Les centres des villes moyennes de 20000 à 100000 habitants subissent une double peine : les commerces en disparaissent petit à petit, et s’installent dans leurs périphéries enlaidies par des zones marchandes. Mais cette idée d’une France périphérique en opposition à une France métropolitaine est un peu caricaturale. Les études prouvent que les dépenses publiques rapportées au nombre d’habitants sont plus conséquentes dans les territoires moins densément peuplés.
Le déclin de ces zones n’est pourtant pas fantasmé ?
Il existe bel et bien un déclin économique, démographique, urbanistique… plutôt dû à la transformation de nos modes de consommation. Le mode de vie de la ville moyenne ne fonctionne plus, avec son manque de connexion, d’infrastructures, de place pour se garer… La mondialisation n’est pas forcément l’unique responsable. Bien sûr la désindustrialisation qui en découle est un des facteurs, mais elle touche aussi des villes importantes.

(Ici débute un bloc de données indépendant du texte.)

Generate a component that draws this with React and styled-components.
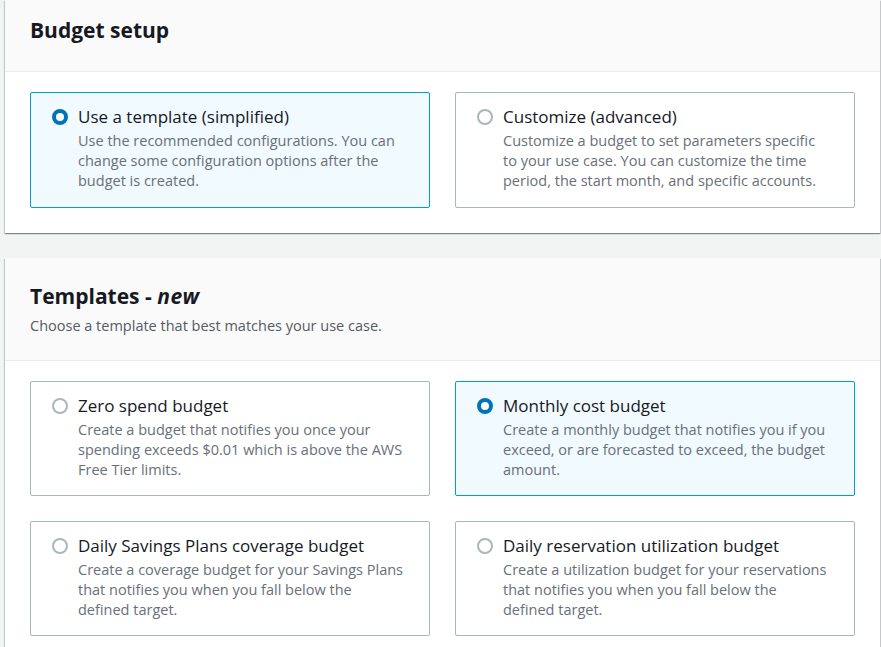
import React, { useState } from 'react';
import styled, { createGlobalStyle } from 'styled-components';

const GlobalStyle = createGlobalStyle`
  html, body {
    margin: 0;
    padding: 0;
    background: #f2f3f3;
  }
  body {
    font-family: 'Open Sans', 'Noto Sans', Arial, sans-serif;
    color: #16191f;
    -webkit-font-smoothing: antialiased;
  }
`;

const Page = styled.div`
  display: flex;
  flex-direction: column;
  gap: 25px;
  padding: 0 1px 0 5px;
  width: 875px;
`;

const Panel = styled.section`
  background: #ffffff;
  box-shadow: 0 1px 1px 0 rgba(0, 28, 36, 0.3), 1px 1px 1px 0 rgba(0, 28, 36, 0.15),
    -1px 1px 1px 0 rgba(0, 28, 36, 0.15);
`;

const PanelHeader = styled.header`
  background: #fafafa;
  border-bottom: 1px solid #eaeded;
  padding: ${(p) => p.$pad};
`;

const Title = styled.h2`
  margin: 0;
  font-size: 21px;
  line-height: 22px;
  font-weight: 700;
  color: #16191f;

  em {
    font-style: italic;
    letter-spacing: 0.5px;
  }
`;

const Subtitle = styled.p`
  margin: 9px 0 0;
  font-size: 14.5px;
  line-height: 20px;
  color: #545b64;
`;

const PanelBody = styled.div`
  display: grid;
  grid-template-columns: 400px 400px;
  column-gap: 25px;
  row-gap: 25px;
  padding: 20px 24px ${(p) => p.$bottom} 25px;
`;

const Tile = styled.label`
  display: flex;
  align-items: flex-start;
  gap: 10px;
  box-sizing: border-box;
  min-height: ${(p) => p.$height};
  padding: 13px 23px 14px 21px;
  border: 1px solid ${(p) => (p.$checked ? '#00a1c9' : '#aab7b8')};
  border-radius: 2px;
  background: ${(p) => (p.$checked ? '#f1faff' : '#ffffff')};
  cursor: pointer;
`;

const Radio = styled.span`
  flex: none;
  box-sizing: border-box;
  width: 16px;
  height: 16px;
  margin-top: 3px;
  border-radius: 50%;
  border: ${(p) => (p.$checked ? '4.5px solid #0073bb' : '2px solid #aab7b8')};
  background: #ffffff;
`;

const TileText = styled.div`
  display: flex;
  flex-direction: column;
  gap: 3px;
`;

const TileTitle = styled.span`
  font-size: 17px;
  line-height: 22px;
  color: #16191f;
`;

const TileDesc = styled.span`
  font-size: 14.5px;
  line-height: 20px;
  color: #687078;
`;

function Option({ checked, title, desc, height, onSelect }) {
  return (
    <Tile $checked={checked} $height={height} onClick={onSelect}>
      <Radio $checked={checked} />
      <TileText>
        <TileTitle>{title}</TileTitle>
        <TileDesc>{desc}</TileDesc>
      </TileText>
    </Tile>
  );
}

const setupOptions = [
  {
    id: 'template',
    title: 'Use a template (simplified)',
    desc: 'Use the recommended configurations. You can change some configuration options after the budget is created.',
  },
  {
    id: 'custom',
    title: 'Customize (advanced)',
    desc: 'Customize a budget to set parameters specific to your use case. You can customize the time period, the start month, and specific accounts.',
  },
];

const templates = [
  {
    id: 'zero',
    title: 'Zero spend budget',
    desc: 'Create a budget that notifies you once your spending exceeds $0.01 which is above the AWS Free Tier limits.',
  },
  {
    id: 'monthly',
    title: 'Monthly cost budget',
    desc: 'Create a monthly budget that notifies you if you exceed, or are forecasted to exceed, the budget amount.',
  },
  {
    id: 'sp',
    title: 'Daily Savings Plans coverage budget',
    desc: 'Create a coverage budget for your Savings Plans that notifies you when you fall below the defined target.',
  },
  {
    id: 'ri',
    title: 'Daily reservation utilization budget',
    desc: 'Create a utilization budget for your reservations that notifies you when you fall below the defined target.',
  },
];

export default function App() {
  const [setup, setSetup] = useState('template');
  const [template, setTemplate] = useState('monthly');

  return (
    <>
      <GlobalStyle />
      <Page>
        <Panel>
          <PanelHeader $pad="19px 25px 30px">
            <Title>Budget setup</Title>
          </PanelHeader>
          <PanelBody $bottom="25px">
            {setupOptions.map((o) => (
              <Option
                key={o.id}
                checked={setup === o.id}
                title={o.title}
                desc={o.desc}
                height="116px"
                onSelect={() => setSetup(o.id)}
              />
            ))}
          </PanelBody>
        </Panel>
        <Panel>
          <PanelHeader $pad="27px 25px 24px">
            <Title>
              Templates - <em>new</em>
            </Title>
            <Subtitle>Choose a template that best matches your use case.</Subtitle>
          </PanelHeader>
          <PanelBody $bottom="25px">
            {templates.map((t) => (
              <Option
                key={t.id}
                checked={template === t.id}
                title={t.title}
                desc={t.desc}
                height="115px"
                onSelect={() => setTemplate(t.id)}
              />
            ))}
          </PanelBody>
        </Panel>
      </Page>
    </>
  );
}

Le télétravail est-il la clé ?
La révolution annoncée depuis 40 ans est possible aujourd’hui, dans le tertiaire supérieur, mais aussi dans les tâches d’exécution. Des gens parcourent encore des kilomètres tous les jours pour s’asseoir derrière leur ordinateur, alors qu’ils pourraient le faire de chez eux ou dans des espaces dédiés au travail en commun. Un cinquième des salariés ont recours à cette pratique, et la proportion doit être beaucoup plus forte chez les indépendants. Les freins de la hiérarchie intermédiaire n’y changeront rien. Des progrès sont à accomplir dans tous les secteurs. Prenez les caisses de Sécurité sociale, qui réalisent de la gestion électronique de document avant tout, et comportent donc autant de métiers accessibles « télétravaillables ».
Restez-vous optimiste ?
Assurément. Les politiques ne peuvent vraiment lutter contre la désindustrialisation, mais une équipe municipale dispose de tous les outils pour attirer les populations les plus dynamiques et talentueuses pour l’urbanisme, qui ne sont pas forcément les plus riches. Notamment au travers de l’installation d’infrastructures numériques, mais aussi du social. Les prestations en matière de logement, d’accueil de la petite enfance… sont autant d’armes potentielles contre le déclin démographique. Il ne faut pas forcément chercher à attirer les entreprises, mais les travailleurs. Auparavant le travail allait vers le capital, les ouvriers se rendaient à la ville, aujourd’hui a contrario le capital va vers le travail.
(1) « La démobilité : travailler, vivre autrement », de Julien Damon, Fondation pour l’innovation politique, 2017.